BERLIN (Reuters) - Aberdeen Asset Management Chief Executive Martin Gilbert said emerging markets continue to be "unloved", in spite of this year's rally, with very few investors putting fresh money to work.
Speaking on the sidelines of the Fund Forum conference in Berlin, Gilbert said much of the rally was instead down to investors ditching "short" bets that the market would fall further and buying to cover their positions.
"It's an unloved rally, no one's putting huge amounts of money in," he said.
"The only people putting money into our funds are putting it in for the medium to long term."
Emerging market stocks (MSCIEF) have rallied more than 10 percent in the past three months.
Looking ahead, Gilbert said the rally would gather momentum, but "very slowly" as investors remain concerned about the impact of U.S. monetary policy and still-weak growth on their holdings.
"If you think that interest rates in the U.S. are not going to go up too rapidly, then emerging markets are probably a reasonable place to be, because the currencies were so knocked."
U.S. nonfarm payrolls data on Friday showed the slowest job growth in more than five years, quashing expectations for a near-term U.S. interest rate hike.
In addition to long-favoured but expensive India, Gilbert cited good opportunities in Indonesia, Malaysia and Thailand in both equities and local currency debt.

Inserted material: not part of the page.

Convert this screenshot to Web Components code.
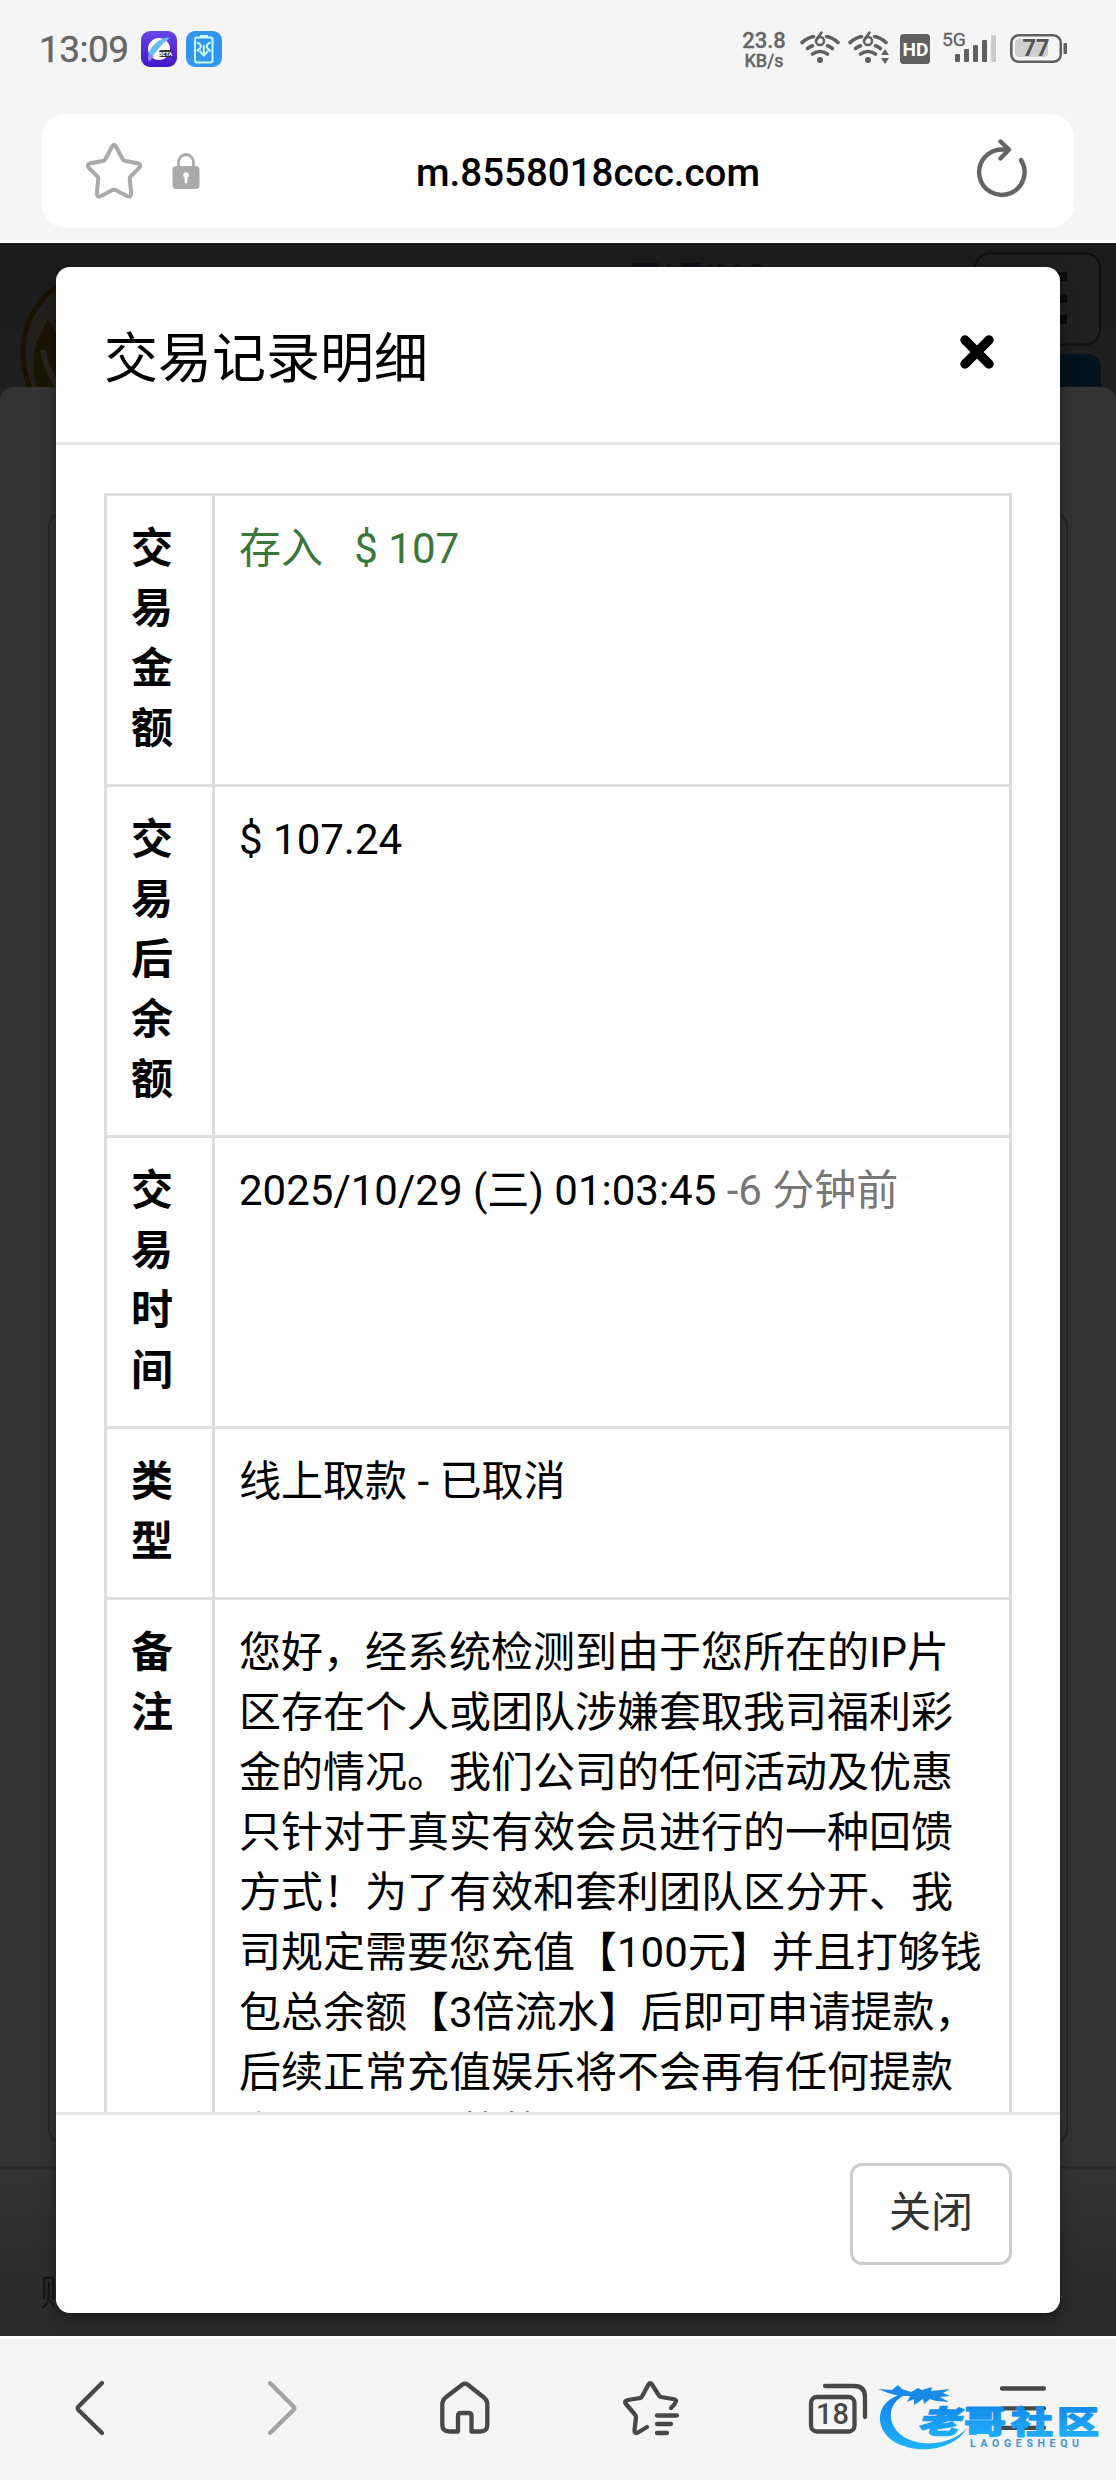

Gilbert said the world remained a "fragile place" and the biggest danger was that markets were under-pricing the risk of weak global growth.
Aberdeen saw total outflows of 16.7 billion pounds ($24.1 billion) in the six months to the end of March.
Gilbert also said oil's price drop in the past year had driven sovereign wealth fund money out of emerging markets. [O/R]
"With us, sovereign wealth funds have gone from 10 percent of AuM (assets under management) to 3 percent."